Aim:
Report all lines from the entries below in which "components" appears.

-- Extracted data start --

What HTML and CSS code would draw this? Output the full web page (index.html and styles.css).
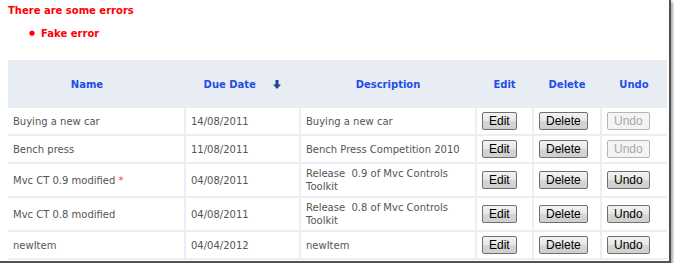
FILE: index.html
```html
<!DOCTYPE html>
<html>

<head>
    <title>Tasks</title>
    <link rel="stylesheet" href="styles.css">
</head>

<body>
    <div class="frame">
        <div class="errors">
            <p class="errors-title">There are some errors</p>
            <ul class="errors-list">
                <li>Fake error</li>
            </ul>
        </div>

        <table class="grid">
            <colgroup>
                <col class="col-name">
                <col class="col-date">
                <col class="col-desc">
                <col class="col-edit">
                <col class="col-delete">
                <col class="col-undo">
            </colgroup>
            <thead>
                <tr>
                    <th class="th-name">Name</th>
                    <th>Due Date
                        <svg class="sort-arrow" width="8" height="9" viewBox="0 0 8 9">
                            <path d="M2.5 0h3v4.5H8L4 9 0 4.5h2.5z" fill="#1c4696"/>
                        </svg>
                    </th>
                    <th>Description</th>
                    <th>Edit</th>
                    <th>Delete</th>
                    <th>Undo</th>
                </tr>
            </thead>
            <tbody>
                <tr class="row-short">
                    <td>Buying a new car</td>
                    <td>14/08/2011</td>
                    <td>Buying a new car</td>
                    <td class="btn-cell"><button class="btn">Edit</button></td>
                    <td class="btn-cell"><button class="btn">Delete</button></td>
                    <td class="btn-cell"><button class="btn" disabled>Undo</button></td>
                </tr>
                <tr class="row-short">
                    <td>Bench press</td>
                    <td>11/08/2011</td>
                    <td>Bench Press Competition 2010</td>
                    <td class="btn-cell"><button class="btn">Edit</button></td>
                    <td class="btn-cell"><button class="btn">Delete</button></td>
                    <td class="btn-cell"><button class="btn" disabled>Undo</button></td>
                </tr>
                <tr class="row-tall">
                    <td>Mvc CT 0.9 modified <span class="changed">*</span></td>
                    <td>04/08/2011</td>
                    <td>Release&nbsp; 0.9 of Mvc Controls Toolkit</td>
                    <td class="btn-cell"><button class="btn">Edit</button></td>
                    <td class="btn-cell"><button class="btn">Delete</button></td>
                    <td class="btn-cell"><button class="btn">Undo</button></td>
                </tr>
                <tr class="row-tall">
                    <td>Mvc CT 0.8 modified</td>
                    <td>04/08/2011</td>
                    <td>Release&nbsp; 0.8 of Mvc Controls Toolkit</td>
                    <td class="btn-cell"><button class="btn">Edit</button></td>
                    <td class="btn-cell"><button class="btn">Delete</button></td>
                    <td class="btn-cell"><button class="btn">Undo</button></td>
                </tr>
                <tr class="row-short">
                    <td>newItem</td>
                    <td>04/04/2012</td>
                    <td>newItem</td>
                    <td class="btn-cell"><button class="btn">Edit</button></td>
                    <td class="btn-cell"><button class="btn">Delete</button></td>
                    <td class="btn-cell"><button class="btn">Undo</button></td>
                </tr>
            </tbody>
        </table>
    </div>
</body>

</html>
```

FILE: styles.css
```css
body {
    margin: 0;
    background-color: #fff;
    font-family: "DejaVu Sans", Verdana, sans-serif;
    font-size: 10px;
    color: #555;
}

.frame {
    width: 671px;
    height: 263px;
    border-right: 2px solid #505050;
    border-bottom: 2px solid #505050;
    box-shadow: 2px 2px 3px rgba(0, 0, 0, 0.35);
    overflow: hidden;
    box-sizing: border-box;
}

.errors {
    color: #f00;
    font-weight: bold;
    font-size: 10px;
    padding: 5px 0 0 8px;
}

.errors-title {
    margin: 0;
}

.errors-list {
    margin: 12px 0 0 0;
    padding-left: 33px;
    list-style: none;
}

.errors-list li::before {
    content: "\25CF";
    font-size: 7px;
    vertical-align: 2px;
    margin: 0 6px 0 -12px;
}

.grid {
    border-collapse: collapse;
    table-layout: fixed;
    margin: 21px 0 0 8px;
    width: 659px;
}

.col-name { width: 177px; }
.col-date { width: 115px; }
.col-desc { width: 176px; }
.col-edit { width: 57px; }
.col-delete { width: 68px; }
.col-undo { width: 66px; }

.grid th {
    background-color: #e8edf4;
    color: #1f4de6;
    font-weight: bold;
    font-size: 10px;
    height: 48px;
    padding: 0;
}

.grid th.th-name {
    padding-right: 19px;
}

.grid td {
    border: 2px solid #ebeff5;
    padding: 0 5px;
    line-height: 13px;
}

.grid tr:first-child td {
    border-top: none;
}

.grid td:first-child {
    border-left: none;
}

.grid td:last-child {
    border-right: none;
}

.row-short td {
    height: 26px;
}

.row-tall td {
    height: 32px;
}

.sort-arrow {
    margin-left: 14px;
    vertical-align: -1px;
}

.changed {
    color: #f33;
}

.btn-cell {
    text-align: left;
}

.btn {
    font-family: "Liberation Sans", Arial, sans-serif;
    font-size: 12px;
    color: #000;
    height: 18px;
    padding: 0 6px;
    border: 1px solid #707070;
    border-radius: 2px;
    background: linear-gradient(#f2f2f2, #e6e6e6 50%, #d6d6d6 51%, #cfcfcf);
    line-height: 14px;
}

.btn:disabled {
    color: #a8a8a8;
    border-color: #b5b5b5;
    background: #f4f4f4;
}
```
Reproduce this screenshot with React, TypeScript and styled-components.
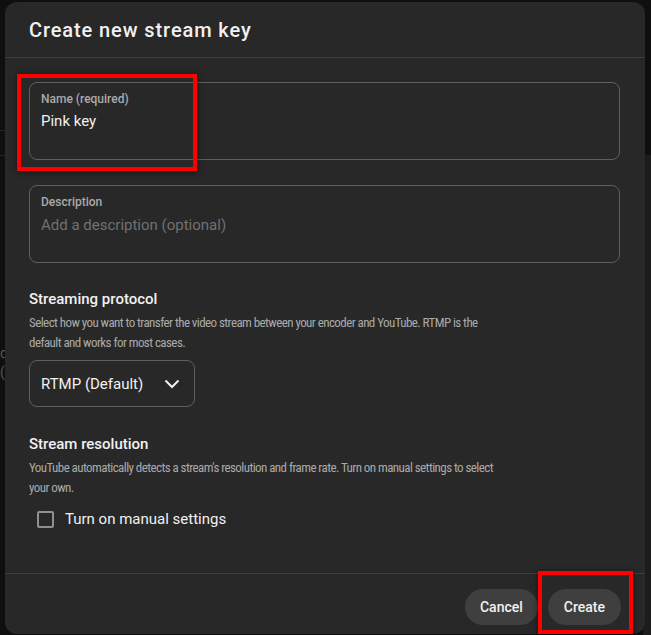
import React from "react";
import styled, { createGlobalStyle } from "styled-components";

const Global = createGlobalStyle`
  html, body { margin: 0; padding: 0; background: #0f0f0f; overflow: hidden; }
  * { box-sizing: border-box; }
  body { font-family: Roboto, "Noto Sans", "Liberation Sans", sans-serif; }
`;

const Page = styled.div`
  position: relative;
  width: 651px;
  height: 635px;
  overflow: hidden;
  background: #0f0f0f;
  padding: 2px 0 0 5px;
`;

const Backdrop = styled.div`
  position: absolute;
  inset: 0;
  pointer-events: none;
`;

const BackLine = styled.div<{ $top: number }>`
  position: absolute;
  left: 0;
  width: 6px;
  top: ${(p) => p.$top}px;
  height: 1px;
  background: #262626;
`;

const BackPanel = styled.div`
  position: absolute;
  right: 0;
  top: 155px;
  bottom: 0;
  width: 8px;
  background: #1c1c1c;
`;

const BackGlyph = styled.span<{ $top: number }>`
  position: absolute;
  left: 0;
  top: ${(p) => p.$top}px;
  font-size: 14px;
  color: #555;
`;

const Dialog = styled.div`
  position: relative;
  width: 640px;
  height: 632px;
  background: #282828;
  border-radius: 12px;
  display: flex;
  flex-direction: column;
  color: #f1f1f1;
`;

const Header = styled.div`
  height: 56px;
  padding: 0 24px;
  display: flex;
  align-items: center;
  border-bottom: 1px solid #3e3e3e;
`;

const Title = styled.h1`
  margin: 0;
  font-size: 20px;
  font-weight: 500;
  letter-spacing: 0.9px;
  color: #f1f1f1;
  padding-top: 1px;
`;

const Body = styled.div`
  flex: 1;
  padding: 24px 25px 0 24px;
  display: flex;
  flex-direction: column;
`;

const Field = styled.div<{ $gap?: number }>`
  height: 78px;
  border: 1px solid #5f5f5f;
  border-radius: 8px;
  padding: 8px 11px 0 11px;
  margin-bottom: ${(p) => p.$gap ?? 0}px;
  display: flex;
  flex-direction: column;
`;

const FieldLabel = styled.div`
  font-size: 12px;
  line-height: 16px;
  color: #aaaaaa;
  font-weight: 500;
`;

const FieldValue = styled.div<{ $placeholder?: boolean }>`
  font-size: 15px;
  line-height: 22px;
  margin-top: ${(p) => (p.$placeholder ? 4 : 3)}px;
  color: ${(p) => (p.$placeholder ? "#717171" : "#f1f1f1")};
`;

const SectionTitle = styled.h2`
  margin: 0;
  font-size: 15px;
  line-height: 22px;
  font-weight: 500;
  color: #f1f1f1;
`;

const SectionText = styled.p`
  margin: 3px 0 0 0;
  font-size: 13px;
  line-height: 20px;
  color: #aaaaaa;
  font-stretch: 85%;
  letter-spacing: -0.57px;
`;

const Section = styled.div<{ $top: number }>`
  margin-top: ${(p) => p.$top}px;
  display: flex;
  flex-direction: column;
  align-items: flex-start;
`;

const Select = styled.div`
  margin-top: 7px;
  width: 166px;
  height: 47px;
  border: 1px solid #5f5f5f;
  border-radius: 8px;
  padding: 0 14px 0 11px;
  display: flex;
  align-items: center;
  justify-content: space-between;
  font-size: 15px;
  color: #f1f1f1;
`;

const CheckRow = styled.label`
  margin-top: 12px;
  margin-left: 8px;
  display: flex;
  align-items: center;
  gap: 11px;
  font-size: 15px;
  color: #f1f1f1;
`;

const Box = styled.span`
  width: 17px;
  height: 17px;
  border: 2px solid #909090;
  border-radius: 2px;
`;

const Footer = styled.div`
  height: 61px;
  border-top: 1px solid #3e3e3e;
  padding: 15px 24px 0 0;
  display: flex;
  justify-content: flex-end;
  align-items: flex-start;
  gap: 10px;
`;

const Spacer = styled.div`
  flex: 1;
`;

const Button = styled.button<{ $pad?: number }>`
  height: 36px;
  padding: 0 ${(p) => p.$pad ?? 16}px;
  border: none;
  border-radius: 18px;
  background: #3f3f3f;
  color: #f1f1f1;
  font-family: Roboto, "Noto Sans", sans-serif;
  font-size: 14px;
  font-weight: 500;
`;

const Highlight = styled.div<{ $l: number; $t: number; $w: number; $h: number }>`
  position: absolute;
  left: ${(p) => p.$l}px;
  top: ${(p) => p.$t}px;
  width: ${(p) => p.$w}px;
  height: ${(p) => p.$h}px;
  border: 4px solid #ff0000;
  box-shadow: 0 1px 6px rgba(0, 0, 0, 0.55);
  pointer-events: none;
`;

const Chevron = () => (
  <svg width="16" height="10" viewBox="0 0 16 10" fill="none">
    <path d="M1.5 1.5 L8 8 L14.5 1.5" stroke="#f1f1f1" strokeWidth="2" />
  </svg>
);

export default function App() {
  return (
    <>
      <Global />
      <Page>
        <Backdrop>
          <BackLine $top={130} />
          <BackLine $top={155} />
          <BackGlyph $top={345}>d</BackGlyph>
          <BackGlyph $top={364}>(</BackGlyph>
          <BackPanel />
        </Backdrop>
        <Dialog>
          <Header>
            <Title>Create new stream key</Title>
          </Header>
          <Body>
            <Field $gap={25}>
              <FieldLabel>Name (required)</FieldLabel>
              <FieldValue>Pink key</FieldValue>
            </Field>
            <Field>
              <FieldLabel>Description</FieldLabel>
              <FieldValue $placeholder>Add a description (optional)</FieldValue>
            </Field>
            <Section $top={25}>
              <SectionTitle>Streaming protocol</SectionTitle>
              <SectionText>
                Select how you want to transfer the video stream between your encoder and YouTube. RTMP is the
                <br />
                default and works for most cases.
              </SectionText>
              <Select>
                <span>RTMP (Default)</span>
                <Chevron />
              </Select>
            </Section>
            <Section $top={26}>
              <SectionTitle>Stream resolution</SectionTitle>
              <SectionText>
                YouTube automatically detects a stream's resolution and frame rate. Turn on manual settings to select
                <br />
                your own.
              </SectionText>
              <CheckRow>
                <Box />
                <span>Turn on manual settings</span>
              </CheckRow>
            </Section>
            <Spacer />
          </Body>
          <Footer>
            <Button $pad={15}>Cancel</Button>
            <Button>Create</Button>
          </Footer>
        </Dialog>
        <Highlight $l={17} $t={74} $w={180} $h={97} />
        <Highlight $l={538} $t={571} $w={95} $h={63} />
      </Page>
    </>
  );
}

-- Extracted data end --

Full answer:
Reproduce this screenshot with React, TypeScript and styled-components.
import styled, { createGlobalStyle } from "styled-components";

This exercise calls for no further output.